**RAW DATA**
-- begin --

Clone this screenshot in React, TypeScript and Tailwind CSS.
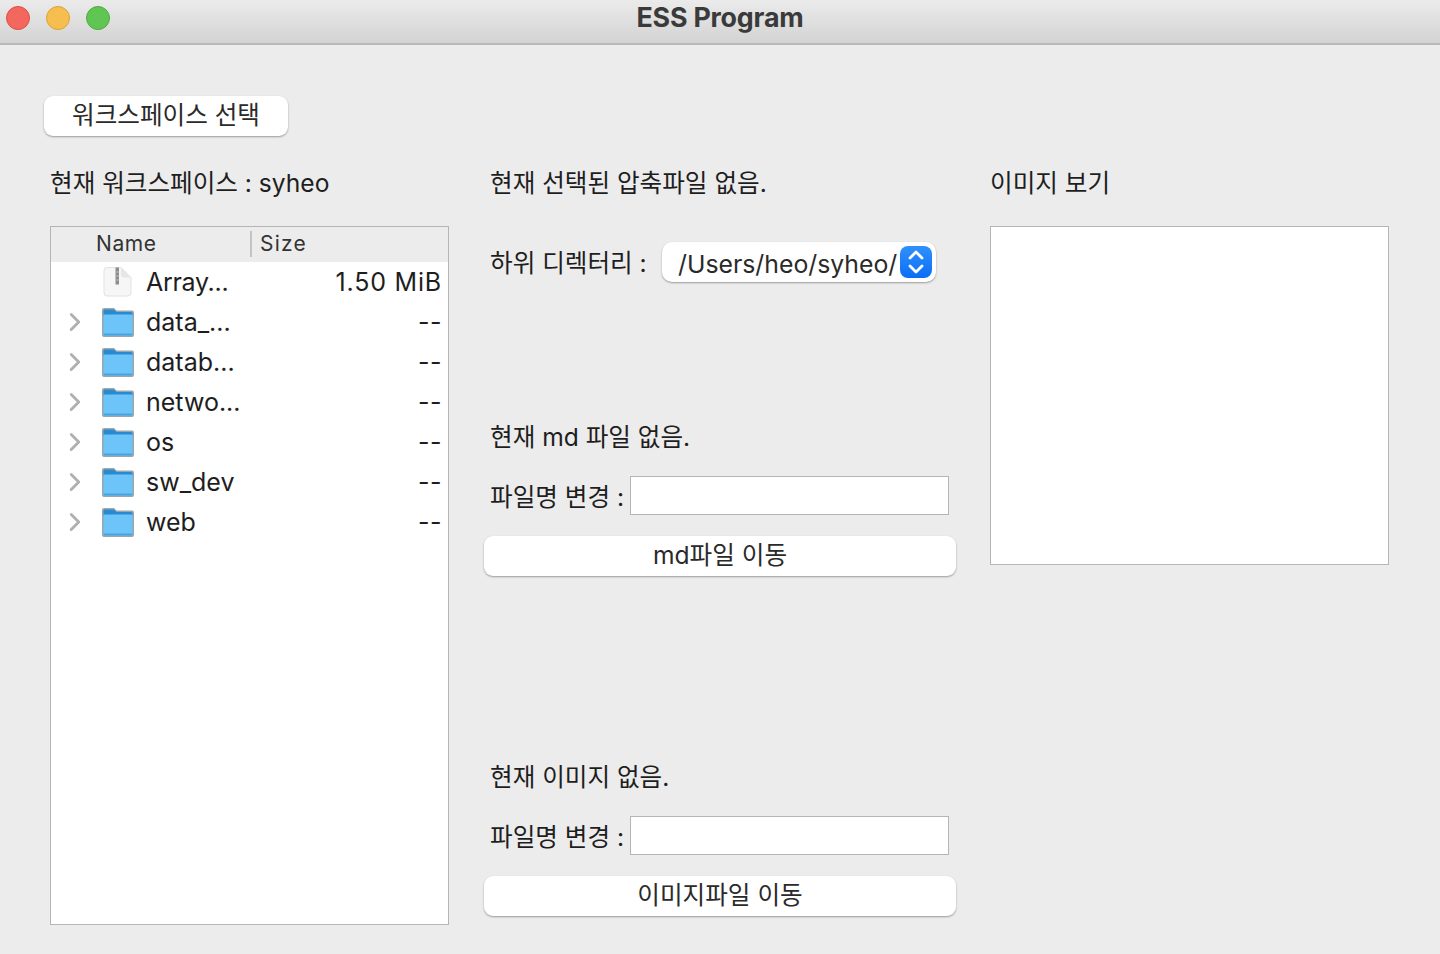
import { ChevronRight } from "lucide-react";

const font = "font-['Inter','Noto_Sans_CJK_KR',sans-serif]";

const rows = ["data_...", "datab...", "netwo...", "os", "sw_dev", "web"];

function FolderIcon() {
  return (
    <svg width="34" height="32" viewBox="0 0 34 32" className="shrink-0 -mt-[2px]">
      <path d="M1 4a2 2 0 0 1 2-2h10l2.500 2.500H31a2 2 0 0 1 2 2V29a2 2 0 0 1-2 2H3a2 2 0 0 1-2-2z" fill="#98a6af" />
      <path d="M2.500 5a1.500 1.500 0 0 1 1.500-1.500h9l2.500 2.500H30a1.500 1.500 0 0 1 1.500 1.500V10h-29z" fill="#2a8ad0" />
      <rect x="2.500" y="8.500" width="29" height="21" rx="1" fill="#6dc4f9" />
      <rect x="2.500" y="27.500" width="29" height="2" rx="1" fill="#4aa3df" />
    </svg>
  );
}

function FileIcon() {
  return (
    <svg width="30" height="32" viewBox="0 0 30 32" className="shrink-0 ml-[2px] mr-[2px] -mt-[2px]">
      <path d="M4 1.500h14l10 10V27a3 3 0 0 1-3 3H4a3 3 0 0 1-3-3V4.500a3 3 0 0 1 3-3z" fill="#f6f6f6" stroke="#e2e2e2" />
      <path d="M18 1.500v7a3 3 0 0 0 3 3h7z" fill="#e6e6e6" />
      <rect x="12.500" y="1.500" width="3.500" height="17" fill="#8c8c8c" />
      <path d="M12.500 6h3.500M12.500 10h3.500M12.500 14h3.500" stroke="#bdbdbd" />
    </svg>
  );
}

function MacButton({ label, className }: { label: string; className: string }) {
  return (
    <button className={`h-10 pb-[2px] bg-white rounded-[9px] text-[24.6px] leading-none text-[#2a2a2a] shadow-[0_1px_2px_rgba(0,0,0,0.35)] ${className}`}>
      {label}
    </button>
  );
}

function RenameField() {
  return (
    <div className="flex items-start pl-1.5 h-10">
      <span className="h-10 pt-[2px] flex items-center text-[24.6px] text-[#1e1e1e] whitespace-nowrap w-[140px]">파일명 변경 :</span>
      <div className="w-[319px] h-[39px] bg-white border border-[#b5b5b5]" />
    </div>
  );
}

export default function App() {
  return (
    <div className={`w-[1440px] h-[954px] overflow-hidden bg-[#ececec] ${font}`}>
      {/* Title bar */}
      <div className="relative h-[45px] border-b-2 border-[#b8b8b8] bg-gradient-to-b from-[#ebebeb] to-[#d3d3d3] flex items-center justify-center">
        <div className="absolute left-[6px] top-[6px] flex gap-[16px]">
          <div className="w-6 h-6 rounded-full bg-[#f4675e] border border-[#dc4f47]" />
          <div className="w-6 h-6 rounded-full bg-[#f6be4f] border border-[#dea136]" />
          <div className="w-6 h-6 rounded-full bg-[#61c554] border border-[#4dac40]" />
        </div>
        <span className="text-[26.800px] font-bold tracking-[-0.2px] text-[#3a3a3a] -mt-[9px]">ESS Program</span>
      </div>

      <div className="pl-11 pt-[51px]">
        <MacButton label="워크스페이스 선택" className="w-[244px]" />

        <div className="flex mt-[26px]">
          {/* Tree */}
          <div className="w-[440px] pl-1.5">
            <div className="h-[40px] pt-[2px] flex items-center text-[24.6px] text-[#1e1e1e] whitespace-nowrap">현재 워크스페이스 : syheo</div>
            <div className="mt-[24px] w-[399px] h-[699px] bg-white border border-[#b5b5b5]">
              <div className="h-[35px] pb-[2px] bg-[#ececec] flex items-center text-[21px] tracking-[0.6px] text-[#333]">
                <span className="pl-[45px] w-[199px]">Name</span>
                <span className="h-[26px] border-l-2 border-[#c4c4c4] pl-2 leading-[26px] tracking-[1.2px]">Size</span>
              </div>
              <div className="flex items-center h-10 pr-[6px] pt-[2px] text-[25px] text-[#1e1e1e]">
                <span className="w-[50px]" />
                <FileIcon />
                <span className="ml-[11px] flex-1 tracking-[-0.3px]">Array...</span>
                <span className="tracking-[0.8px]">1.50 MiB</span>
              </div>
              {rows.map((row) => (
                <div key={row} className="flex items-center h-10 pr-[6px] pt-[2px] text-[25px] text-[#1e1e1e]">
                  <span className="w-[50px] pl-[9px]">
                    <ChevronRight size={30} strokeWidth={2.3} className="text-[#b0b0b0] -mt-[3px]" />
                  </span>
                  <FolderIcon />
                  <span className="ml-[11px] flex-1">{row}</span>
                  <span className="tracking-[0.5px]">--</span>
                </div>
              ))}
            </div>
          </div>

          {/* Middle */}
          <div className="w-[472px] flex flex-col">
            <div className="pl-1.5 h-[40px] pt-[2px] flex items-center text-[24.6px] text-[#1e1e1e] whitespace-nowrap">현재 선택된 압축파일 없음.</div>
            <div className="pl-1.5 mt-[40px] flex items-center h-10">
              <span className="pt-[2px] text-[24.6px] text-[#1e1e1e] whitespace-nowrap w-[172px]">하위 디렉터리 :</span>
              <div className="w-[274px] h-10 bg-white rounded-[10px] shadow-[0_1px_2px_rgba(0,0,0,0.35)] flex items-center justify-between pl-4 pr-[4px]">
                <span className="pt-[6px] text-[24.800px] whitespace-nowrap text-[#2a2a2a]">/Users/heo/syheo/</span>
                <span className="shrink-0 w-[32px] h-[32px] rounded-[8px] bg-gradient-to-b from-[#2f90fc] to-[#0a6ef5] flex items-center justify-center">
                  <svg width="20" height="28" viewBox="0 0 20 28" fill="none" stroke="white" strokeWidth="2.800" strokeLinecap="round" strokeLinejoin="round">
                    <path d="M4 10l6-6 6 6M4 18l6 6 6-6" />
                  </svg>
                </span>
              </div>
            </div>

            <div className="pl-1.5 mt-[134px] h-[40px] pt-[2px] flex items-center text-[24.6px] text-[#1e1e1e] whitespace-nowrap">현재 md 파일 없음.</div>
            <div className="mt-[20px]"><RenameField /></div>
            <MacButton label="md파일 이동" className="w-full mt-5" />

            <div className="pl-1.5 mt-[180px] h-[40px] pt-[2px] flex items-center text-[24.6px] text-[#1e1e1e] whitespace-nowrap">현재 이미지 없음.</div>
            <div className="mt-[20px]"><RenameField /></div>
            <MacButton label="이미지파일 이동" className="w-full mt-5" />
          </div>

          {/* Image */}
          <div className="ml-[34px]">
            <div className="h-[40px] pt-[2px] flex items-center text-[24.6px] text-[#1e1e1e] whitespace-nowrap">이미지 보기</div>
            <div className="mt-[24px] w-[399px] h-[339px] bg-white border border-[#b5b5b5]" />
          </div>
        </div>
      </div>
    </div>
  );
}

-- end --

**WHAT THE TASK REQUIRES**
All the lines above are to be reproduced exactly, except the pictures.

**EXERCISE OUTPUT**
Clone this screenshot in React, TypeScript and Tailwind CSS.
import { ChevronRight } from "lucide-react";

const font = "font-['Inter','Noto_Sans_CJK_KR',sans-serif]";

const rows = ["data_...", "datab...", "netwo...", "os", "sw_dev", "web"];

function FolderIcon() {
  return (
    <svg width="34" height="32" viewBox="0 0 34 32" className="shrink-0 -mt-[2px]">
      <path d="M1 4a2 2 0 0 1 2-2h10l2.500 2.500H31a2 2 0 0 1 2 2V29a2 2 0 0 1-2 2H3a2 2 0 0 1-2-2z" fill="#98a6af" />
      <path d="M2.500 5a1.500 1.500 0 0 1 1.500-1.500h9l2.500 2.500H30a1.500 1.500 0 0 1 1.500 1.500V10h-29z" fill="#2a8ad0" />
      <rect x="2.500" y="8.500" width="29" height="21" rx="1" fill="#6dc4f9" />
      <rect x="2.500" y="27.500" width="29" height="2" rx="1" fill="#4aa3df" />
    </svg>
  );
}

function FileIcon() {
  return (
    <svg width="30" height="32" viewBox="0 0 30 32" className="shrink-0 ml-[2px] mr-[2px] -mt-[2px]">
      <path d="M4 1.500h14l10 10V27a3 3 0 0 1-3 3H4a3 3 0 0 1-3-3V4.500a3 3 0 0 1 3-3z" fill="#f6f6f6" stroke="#e2e2e2" />
      <path d="M18 1.500v7a3 3 0 0 0 3 3h7z" fill="#e6e6e6" />
      <rect x="12.500" y="1.500" width="3.500" height="17" fill="#8c8c8c" />
      <path d="M12.500 6h3.500M12.500 10h3.500M12.500 14h3.500" stroke="#bdbdbd" />
    </svg>
  );
}

function MacButton({ label, className }: { label: string; className: string }) {
  return (
    <button className={`h-10 pb-[2px] bg-white rounded-[9px] text-[24.6px] leading-none text-[#2a2a2a] shadow-[0_1px_2px_rgba(0,0,0,0.35)] ${className}`}>
      {label}
    </button>
  );
}

function RenameField() {
  return (
    <div className="flex items-start pl-1.5 h-10">
      <span className="h-10 pt-[2px] flex items-center text-[24.6px] text-[#1e1e1e] whitespace-nowrap w-[140px]">파일명 변경 :</span>
      <div className="w-[319px] h-[39px] bg-white border border-[#b5b5b5]" />
    </div>
  );
}

export default function App() {
  return (
    <div className={`w-[1440px] h-[954px] overflow-hidden bg-[#ececec] ${font}`}>
      {/* Title bar */}
      <div className="relative h-[45px] border-b-2 border-[#b8b8b8] bg-gradient-to-b from-[#ebebeb] to-[#d3d3d3] flex items-center justify-center">
        <div className="absolute left-[6px] top-[6px] flex gap-[16px]">
          <div className="w-6 h-6 rounded-full bg-[#f4675e] border border-[#dc4f47]" />
          <div className="w-6 h-6 rounded-full bg-[#f6be4f] border border-[#dea136]" />
          <div className="w-6 h-6 rounded-full bg-[#61c554] border border-[#4dac40]" />
        </div>
        <span className="text-[26.800px] font-bold tracking-[-0.2px] text-[#3a3a3a] -mt-[9px]">ESS Program</span>
      </div>

      <div className="pl-11 pt-[51px]">
        <MacButton label="워크스페이스 선택" className="w-[244px]" />

        <div className="flex mt-[26px]">
          {/* Tree */}
          <div className="w-[440px] pl-1.5">
            <div className="h-[40px] pt-[2px] flex items-center text-[24.6px] text-[#1e1e1e] whitespace-nowrap">현재 워크스페이스 : syheo</div>
            <div className="mt-[24px] w-[399px] h-[699px] bg-white border border-[#b5b5b5]">
              <div className="h-[35px] pb-[2px] bg-[#ececec] flex items-center text-[21px] tracking-[0.6px] text-[#333]">
                <span className="pl-[45px] w-[199px]">Name</span>
                <span className="h-[26px] border-l-2 border-[#c4c4c4] pl-2 leading-[26px] tracking-[1.2px]">Size</span>
              </div>
              <div className="flex items-center h-10 pr-[6px] pt-[2px] text-[25px] text-[#1e1e1e]">
                <span className="w-[50px]" />
                <FileIcon />
                <span className="ml-[11px] flex-1 tracking-[-0.3px]">Array...</span>
                <span className="tracking-[0.8px]">1.50 MiB</span>
              </div>
              {rows.map((row) => (
                <div key={row} className="flex items-center h-10 pr-[6px] pt-[2px] text-[25px] text-[#1e1e1e]">
                  <span className="w-[50px] pl-[9px]">
                    <ChevronRight size={30} strokeWidth={2.3} className="text-[#b0b0b0] -mt-[3px]" />
                  </span>
                  <FolderIcon />
                  <span className="ml-[11px] flex-1">{row}</span>
                  <span className="tracking-[0.5px]">--</span>
                </div>
              ))}
            </div>
          </div>

          {/* Middle */}
          <div className="w-[472px] flex flex-col">
            <div className="pl-1.5 h-[40px] pt-[2px] flex items-center text-[24.6px] text-[#1e1e1e] whitespace-nowrap">현재 선택된 압축파일 없음.</div>
            <div className="pl-1.5 mt-[40px] flex items-center h-10">
              <span className="pt-[2px] text-[24.6px] text-[#1e1e1e] whitespace-nowrap w-[172px]">하위 디렉터리 :</span>
              <div className="w-[274px] h-10 bg-white rounded-[10px] shadow-[0_1px_2px_rgba(0,0,0,0.35)] flex items-center justify-between pl-4 pr-[4px]">
                <span className="pt-[6px] text-[24.800px] whitespace-nowrap text-[#2a2a2a]">/Users/heo/syheo/</span>
                <span className="shrink-0 w-[32px] h-[32px] rounded-[8px] bg-gradient-to-b from-[#2f90fc] to-[#0a6ef5] flex items-center justify-center">
                  <svg width="20" height="28" viewBox="0 0 20 28" fill="none" stroke="white" strokeWidth="2.800" strokeLinecap="round" strokeLinejoin="round">
                    <path d="M4 10l6-6 6 6M4 18l6 6 6-6" />
                  </svg>
                </span>
              </div>
            </div>

            <div className="pl-1.5 mt-[134px] h-[40px] pt-[2px] flex items-center text-[24.6px] text-[#1e1e1e] whitespace-nowrap">현재 md 파일 없음.</div>
            <div className="mt-[20px]"><RenameField /></div>
            <MacButton label="md파일 이동" className="w-full mt-5" />

            <div className="pl-1.5 mt-[180px] h-[40px] pt-[2px] flex items-center text-[24.6px] text-[#1e1e1e] whitespace-nowrap">현재 이미지 없음.</div>
            <div className="mt-[20px]"><RenameField /></div>
            <MacButton label="이미지파일 이동" className="w-full mt-5" />
          </div>

          {/* Image */}
          <div className="ml-[34px]">
            <div className="h-[40px] pt-[2px] flex items-center text-[24.6px] text-[#1e1e1e] whitespace-nowrap">이미지 보기</div>
            <div className="mt-[24px] w-[399px] h-[339px] bg-white border border-[#b5b5b5]" />
          </div>
        </div>
      </div>
    </div>
  );
}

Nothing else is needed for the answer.